## Start

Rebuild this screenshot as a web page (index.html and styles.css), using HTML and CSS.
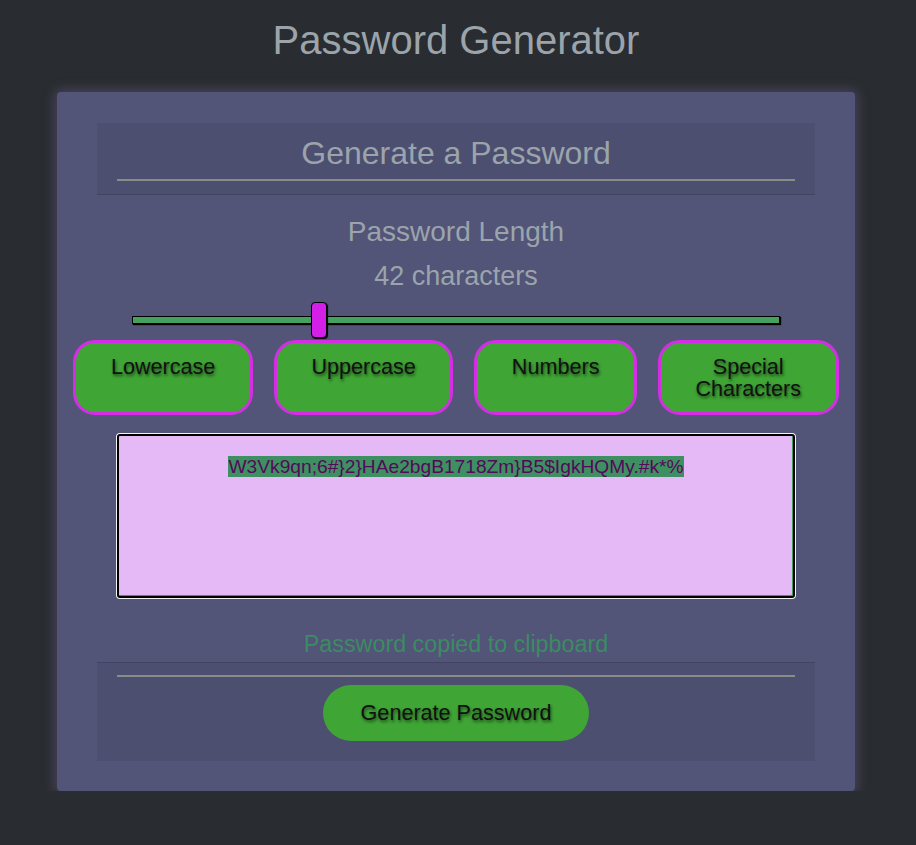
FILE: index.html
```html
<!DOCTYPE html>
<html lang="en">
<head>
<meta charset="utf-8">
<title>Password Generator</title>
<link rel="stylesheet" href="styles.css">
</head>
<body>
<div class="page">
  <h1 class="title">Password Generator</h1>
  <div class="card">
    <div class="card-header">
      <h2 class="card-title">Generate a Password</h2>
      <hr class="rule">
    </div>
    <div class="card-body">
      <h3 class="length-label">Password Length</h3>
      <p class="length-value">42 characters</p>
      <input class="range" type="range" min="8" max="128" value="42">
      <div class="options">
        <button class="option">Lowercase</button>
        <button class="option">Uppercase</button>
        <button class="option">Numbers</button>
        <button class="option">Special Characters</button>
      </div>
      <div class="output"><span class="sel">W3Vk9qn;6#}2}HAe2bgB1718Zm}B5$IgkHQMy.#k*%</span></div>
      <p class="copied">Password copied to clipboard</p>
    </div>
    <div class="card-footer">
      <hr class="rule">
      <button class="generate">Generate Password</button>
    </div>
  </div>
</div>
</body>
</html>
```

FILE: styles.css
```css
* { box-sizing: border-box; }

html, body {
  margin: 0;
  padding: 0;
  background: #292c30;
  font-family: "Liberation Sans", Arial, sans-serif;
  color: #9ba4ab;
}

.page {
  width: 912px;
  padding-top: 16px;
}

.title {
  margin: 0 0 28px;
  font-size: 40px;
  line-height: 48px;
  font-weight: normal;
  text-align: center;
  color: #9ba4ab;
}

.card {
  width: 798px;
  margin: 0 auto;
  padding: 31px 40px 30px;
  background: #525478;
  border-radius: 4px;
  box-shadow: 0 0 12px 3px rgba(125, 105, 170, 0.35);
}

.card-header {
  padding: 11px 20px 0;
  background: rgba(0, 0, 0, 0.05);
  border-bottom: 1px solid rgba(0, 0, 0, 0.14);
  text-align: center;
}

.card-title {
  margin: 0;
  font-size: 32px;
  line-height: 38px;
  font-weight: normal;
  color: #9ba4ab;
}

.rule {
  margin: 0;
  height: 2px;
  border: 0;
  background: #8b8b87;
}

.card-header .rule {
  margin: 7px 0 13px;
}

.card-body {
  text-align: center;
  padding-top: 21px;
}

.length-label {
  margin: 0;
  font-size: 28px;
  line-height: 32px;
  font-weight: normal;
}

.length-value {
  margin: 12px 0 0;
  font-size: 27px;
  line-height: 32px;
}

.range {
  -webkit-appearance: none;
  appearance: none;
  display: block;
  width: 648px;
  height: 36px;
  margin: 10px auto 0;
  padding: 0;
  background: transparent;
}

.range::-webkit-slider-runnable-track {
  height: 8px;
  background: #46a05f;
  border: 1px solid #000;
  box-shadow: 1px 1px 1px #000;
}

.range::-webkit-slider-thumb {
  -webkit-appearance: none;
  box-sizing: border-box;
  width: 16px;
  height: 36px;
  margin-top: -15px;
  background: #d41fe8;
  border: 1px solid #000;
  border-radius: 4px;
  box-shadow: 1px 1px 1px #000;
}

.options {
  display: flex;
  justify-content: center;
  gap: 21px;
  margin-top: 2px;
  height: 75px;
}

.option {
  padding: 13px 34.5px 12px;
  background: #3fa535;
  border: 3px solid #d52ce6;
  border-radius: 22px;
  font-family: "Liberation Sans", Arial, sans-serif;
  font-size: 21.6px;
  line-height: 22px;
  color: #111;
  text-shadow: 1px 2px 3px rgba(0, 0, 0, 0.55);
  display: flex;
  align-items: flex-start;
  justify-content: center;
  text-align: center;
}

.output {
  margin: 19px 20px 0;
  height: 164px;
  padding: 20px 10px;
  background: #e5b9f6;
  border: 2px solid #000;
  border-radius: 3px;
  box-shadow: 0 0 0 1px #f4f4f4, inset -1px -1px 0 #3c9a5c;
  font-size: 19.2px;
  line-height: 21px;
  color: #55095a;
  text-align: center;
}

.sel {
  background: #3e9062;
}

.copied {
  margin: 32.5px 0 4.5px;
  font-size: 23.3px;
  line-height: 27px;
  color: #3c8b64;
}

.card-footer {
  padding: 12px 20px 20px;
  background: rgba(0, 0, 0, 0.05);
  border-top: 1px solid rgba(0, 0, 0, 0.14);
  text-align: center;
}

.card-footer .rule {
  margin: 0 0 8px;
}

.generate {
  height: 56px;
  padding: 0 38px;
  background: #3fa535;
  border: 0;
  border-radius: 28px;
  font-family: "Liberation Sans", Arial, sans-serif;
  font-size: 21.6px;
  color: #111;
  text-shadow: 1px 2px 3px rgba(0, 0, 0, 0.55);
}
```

## End

Reproduce each line exactly, please, except for any pictures.

Rebuild this screenshot as a web page (index.html and styles.css), using HTML and CSS.
FILE: index.html
```html
<!DOCTYPE html>
<html lang="en">
<head>
<meta charset="utf-8">
<title>Password Generator</title>
<link rel="stylesheet" href="styles.css">
</head>
<body>
<div class="page">
  <h1 class="title">Password Generator</h1>
  <div class="card">
    <div class="card-header">
      <h2 class="card-title">Generate a Password</h2>
      <hr class="rule">
    </div>
    <div class="card-body">
      <h3 class="length-label">Password Length</h3>
      <p class="length-value">42 characters</p>
      <input class="range" type="range" min="8" max="128" value="42">
      <div class="options">
        <button class="option">Lowercase</button>
        <button class="option">Uppercase</button>
        <button class="option">Numbers</button>
        <button class="option">Special Characters</button>
      </div>
      <div class="output"><span class="sel">W3Vk9qn;6#}2}HAe2bgB1718Zm}B5$IgkHQMy.#k*%</span></div>
      <p class="copied">Password copied to clipboard</p>
    </div>
    <div class="card-footer">
      <hr class="rule">
      <button class="generate">Generate Password</button>
    </div>
  </div>
</div>
</body>
</html>
```

FILE: styles.css
```css
* { box-sizing: border-box; }

html, body {
  margin: 0;
  padding: 0;
  background: #292c30;
  font-family: "Liberation Sans", Arial, sans-serif;
  color: #9ba4ab;
}

.page {
  width: 912px;
  padding-top: 16px;
}

.title {
  margin: 0 0 28px;
  font-size: 40px;
  line-height: 48px;
  font-weight: normal;
  text-align: center;
  color: #9ba4ab;
}

.card {
  width: 798px;
  margin: 0 auto;
  padding: 31px 40px 30px;
  background: #525478;
  border-radius: 4px;
  box-shadow: 0 0 12px 3px rgba(125, 105, 170, 0.35);
}

.card-header {
  padding: 11px 20px 0;
  background: rgba(0, 0, 0, 0.05);
  border-bottom: 1px solid rgba(0, 0, 0, 0.14);
  text-align: center;
}

.card-title {
  margin: 0;
  font-size: 32px;
  line-height: 38px;
  font-weight: normal;
  color: #9ba4ab;
}

.rule {
  margin: 0;
  height: 2px;
  border: 0;
  background: #8b8b87;
}

.card-header .rule {
  margin: 7px 0 13px;
}

.card-body {
  text-align: center;
  padding-top: 21px;
}

.length-label {
  margin: 0;
  font-size: 28px;
  line-height: 32px;
  font-weight: normal;
}

.length-value {
  margin: 12px 0 0;
  font-size: 27px;
  line-height: 32px;
}

.range {
  -webkit-appearance: none;
  appearance: none;
  display: block;
  width: 648px;
  height: 36px;
  margin: 10px auto 0;
  padding: 0;
  background: transparent;
}

.range::-webkit-slider-runnable-track {
  height: 8px;
  background: #46a05f;
  border: 1px solid #000;
  box-shadow: 1px 1px 1px #000;
}

.range::-webkit-slider-thumb {
  -webkit-appearance: none;
  box-sizing: border-box;
  width: 16px;
  height: 36px;
  margin-top: -15px;
  background: #d41fe8;
  border: 1px solid #000;
  border-radius: 4px;
  box-shadow: 1px 1px 1px #000;
}

.options {
  display: flex;
  justify-content: center;
  gap: 21px;
  margin-top: 2px;
  height: 75px;
}

.option {
  padding: 13px 34.5px 12px;
  background: #3fa535;
  border: 3px solid #d52ce6;
  border-radius: 22px;
  font-family: "Liberation Sans", Arial, sans-serif;
  font-size: 21.6px;
  line-height: 22px;
  color: #111;
  text-shadow: 1px 2px 3px rgba(0, 0, 0, 0.55);
  display: flex;
  align-items: flex-start;
  justify-content: center;
  text-align: center;
}

.output {
  margin: 19px 20px 0;
  height: 164px;
  padding: 20px 10px;
  background: #e5b9f6;
  border: 2px solid #000;
  border-radius: 3px;
  box-shadow: 0 0 0 1px #f4f4f4, inset -1px -1px 0 #3c9a5c;
  font-size: 19.2px;
  line-height: 21px;
  color: #55095a;
  text-align: center;
}

.sel {
  background: #3e9062;
}

.copied {
  margin: 32.5px 0 4.5px;
  font-size: 23.3px;
  line-height: 27px;
  color: #3c8b64;
}

.card-footer {
  padding: 12px 20px 20px;
  background: rgba(0, 0, 0, 0.05);
  border-top: 1px solid rgba(0, 0, 0, 0.14);
  text-align: center;
}

.card-footer .rule {
  margin: 0 0 8px;
}

.generate {
  height: 56px;
  padding: 0 38px;
  background: #3fa535;
  border: 0;
  border-radius: 28px;
  font-family: "Liberation Sans", Arial, sans-serif;
  font-size: 21.6px;
  color: #111;
  text-shadow: 1px 2px 3px rgba(0, 0, 0, 0.55);
}
```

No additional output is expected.